/r/TheHuntingOfTheSnark

Photograph via snooOG

Lewis Carroll's tragicomical poem The Hunting of the Snark (with illustrations by Henry Holiday) is not just a funny nonsense poem, it is a tragicomedy about legitimate controversy (Snark) turning into lethal fundamentalism, fanaticism and zealotry (Boojum). The Boojum is just around the corner and waiting for all of us.

Home: snrk.de

This is about The Hunting of the Snark (1876) by Lewis Carroll (author), Henry Holiday (illustrator) and Joseph Swain (engraver).

The poem and the illustrations have been published by C. L. Dodgson (Lewis Carroll) in 1876. On the cover page we read: "With nine illustrations by Henry Holiday". There are ten illustrations, probably the Bellman's Ocean-Chart is not by Holiday. (However, he also designed the front cover and the back cover of the book.) Henry Holiday and Dodgson/Carroll became live long friends when designing their book together.

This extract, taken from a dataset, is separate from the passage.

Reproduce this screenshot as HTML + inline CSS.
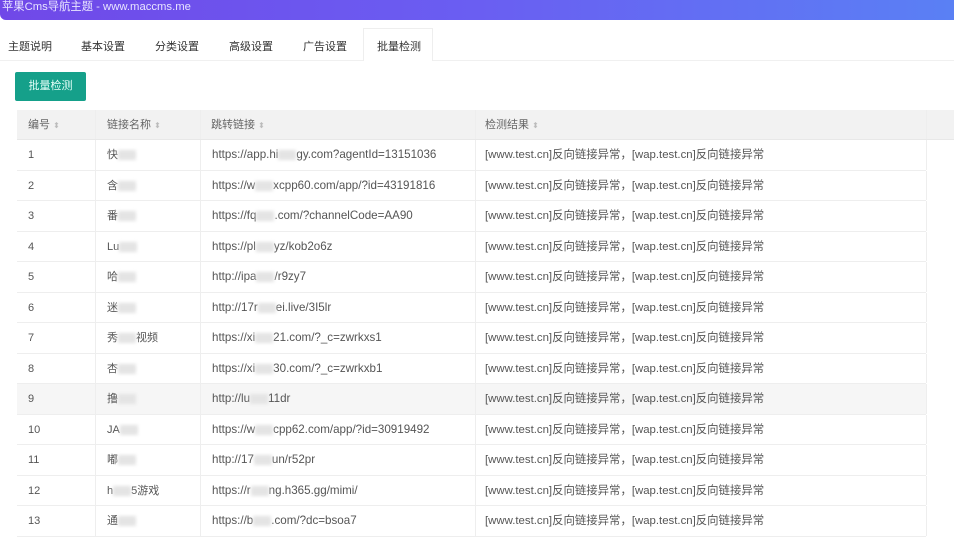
<!DOCTYPE html>
<html><head><meta charset="utf-8"><style>
body{margin:0;width:954px;height:534px;overflow:hidden;background:#fff;font-family:"Liberation Sans","Noto Sans CJK SC",sans-serif;color:#555;font-size:11px;position:relative}
.hdr{position:absolute;left:0;top:0;width:954px;height:20px;background:linear-gradient(90deg,#7048e8 0%,#6a5ef2 50%,#5a80f4 100%);border-bottom-left-radius:6px;color:#e8e4ff;font-size:11.3px;line-height:14px;padding-left:2px;box-sizing:border-box}
.tabs{position:absolute;top:28px;left:0;width:954px;height:32px;border-bottom:1px solid #f0f0f0}
.tab{position:absolute;top:10px;font-size:11px;color:#333}
.act{position:absolute;left:363px;top:0;width:70px;height:33px;border:1px solid #eee;border-bottom:none;background:#fff;box-sizing:border-box}
.btn{position:absolute;left:15px;top:72px;width:71px;height:29px;background:#15a08a;border-radius:2px;color:#e6fff9;font-size:11px;text-align:center;line-height:29px}
.th{position:absolute;left:17px;top:110px;width:937px;height:30px;background:#f2f2f2;border-bottom:1px solid #e8e8e8;box-sizing:border-box}
.row{position:absolute;left:17px;width:909px;border-bottom:1px solid #eee;background:#fff;box-sizing:border-box}
.c{position:absolute;top:0;line-height:30px;white-space:nowrap}
.v{position:absolute;top:0;height:100%;border-left:1px solid #eee}
.s{color:#bbb;font-size:8px}
.b{display:inline-block;width:18px;height:10px;background:#e4e4e4;vertical-align:middle;filter:blur(1.5px)}
.r{font-size:11.4px}
</style></head><body>
<div class="hdr">苹果Cms导航主题 - www.maccms.me</div>
<div class="tabs">
<div class="act"></div>
<span class="tab" style="left:8px">主题说明</span>
<span class="tab" style="left:81px">基本设置</span>
<span class="tab" style="left:155px">分类设置</span>
<span class="tab" style="left:229px">高级设置</span>
<span class="tab" style="left:303px">广告设置</span>
<span class="tab" style="left:377px">批量检测</span>
</div>
<div class="btn">批量检测</div>
<div class="th">
<span class="c" style="left:11px;color:#666">编号 <span class="s">⬍</span></span>
<span class="c" style="left:90px;color:#666">链接名称 <span class="s">⬍</span></span>
<span class="c" style="left:194px;color:#666">跳转链接 <span class="s">⬍</span></span>
<span class="c" style="left:468px;color:#666">检测结果 <span class="s">⬍</span></span>
<div class="v" style="left:78px"></div><div class="v" style="left:183px"></div><div class="v" style="left:458px"></div><div class="v" style="left:909px"></div>
</div>
<div id="rows"></div>
<script>
var d=[["1","快<b class=b></b>","https://app.hi<b class=b></b>gy.com?agentId=13151036"],
["2","含<b class=b></b>","https://w<b class=b></b>xcpp60.com/app/?id=43191816"],
["3","番<b class=b></b>","https://fq<b class=b></b>.com/?channelCode=AA90"],
["4","Lu<b class=b></b>","https://pl<b class=b></b>yz/kob2o6z"],
["5","哈<b class=b></b>","http://ipa<b class=b></b>/r9zy7"],
["6","迷<b class=b></b>","http://17r<b class=b></b>ei.live/3I5lr"],
["7","秀<b class=b></b>视频","https://xi<b class=b></b>21.com/?_c=zwrkxs1"],
["8","杏<b class=b></b>","https://xi<b class=b></b>30.com/?_c=zwrkxb1"],
["9","撸<b class=b></b>","http://lu<b class=b></b>11dr"],
["10","JA<b class=b></b>","https://w<b class=b></b>cpp62.com/app/?id=30919492"],
["11","嘟<b class=b></b>","http://17<b class=b></b>un/r52pr"],
["12","h<b class=b></b>5游戏","https://r<b class=b></b>ng.h365.gg/mimi/"],
["13","通<b class=b></b>","https://b<b class=b></b>.com/?dc=bsoa7"]];
var h="";
d.forEach(function(r,i){var t=Math.round(140+i*30.5),n=Math.round(140+(i+1)*30.5);
h+='<div class="row" style="top:'+t+'px;height:'+(n-t)+'px;'+(i==8?'background:#f6f6f6':'')+'"><span class="c" style="left:11px">'+r[0]+'</span><span class="c" style="left:90px">'+r[1]+'</span><span class="c" style="left:195px;font-size:11.6px">'+r[2]+'</span><span class="c r" style="left:468px">[www.test.cn]反向链接异常，[wap.test.cn]反向链接异常</span><div class="v" style="left:78px"></div><div class="v" style="left:183px"></div><div class="v" style="left:458px"></div><div class="v" style="left:909px"></div></div>';});
document.getElementById("rows").innerHTML=h;
</script>
</body></html>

When asked what meaning the poem has, Carroll/Dodgson answered: "I'm very much afraid I didn't mean anything but nonsense!" Later this statement has been quoted at least thrice. Following the Bellman's rule, we all know that the author's statement must be true. Right?

However, In a handwritten memo by Holiday at the bottom of a page from a letter of Lewis Carroll, Holiday noted that the Snark is more than nonsense: «L.C. forgot that "the Snark" is a tragedy and [should] on no account be made jovial.»

The Hunting of the Snark is not just a funny nonsense poem, it is a tragicomedy about legitimate controversy (Snark) turning into lethal fundamentalism, fanaticism and zealotry (Boojum). The Boojum is just around the corner and waiting for all of us.

See the wiki for details.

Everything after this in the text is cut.